For the Eucharist is not some meal just like any other, and the community it creates is not some social institution like any other. What happens here in this sacred place is meant to make us, in an absolutely important way, different from who we would otherwise have been, different from the world we came here from and to which we must for the time being return.
The Gospel account we just heard tells us that the Devil had already induced Judas to hand Jesus over. In the next scene that follows tonight’s account, after Judas had received a piece of bread from Jesus, Satan entered him, and Judas went out into the night. He left Jesus and the other disciples behind. He left behind the Church community that could have been his, in order to commit himself instead to Satan’s cause.

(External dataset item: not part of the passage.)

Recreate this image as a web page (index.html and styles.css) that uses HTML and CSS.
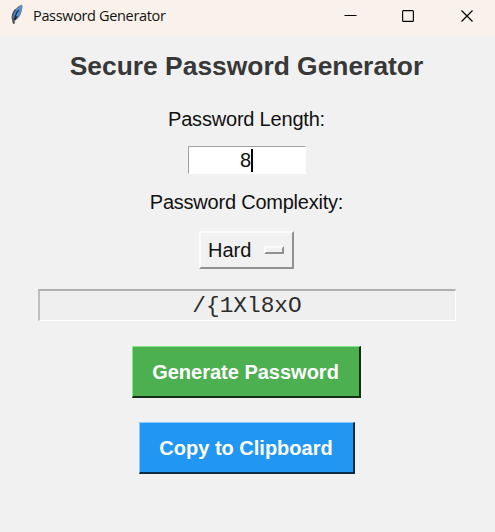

What was the piece of bread that Jesus gave Judas? Was it the Eucharist? What a warning is there in that for us?
So too for us tonight – and every time we come together to celebrate the Lord’s Supper - how we depart from Mass may matter much more than how we arrive. What kind of person have I become, and what kind of community have we become, because of what we have experienced and shared together in this very special and sacred place, this consecrated place set apart from the ordinary, secular world? What will we take with us from this sacred, consecrated place to remake ourselves and our world? What will we take with us from this sacred, consecrated place to proclaim to one another and to all the world the death of the Lord until he comes?
Homily for the Mass of the Lord’s Supper, Immaculate Conception Church, Knoxville, TN, Holy Thursday, April 13, 2017.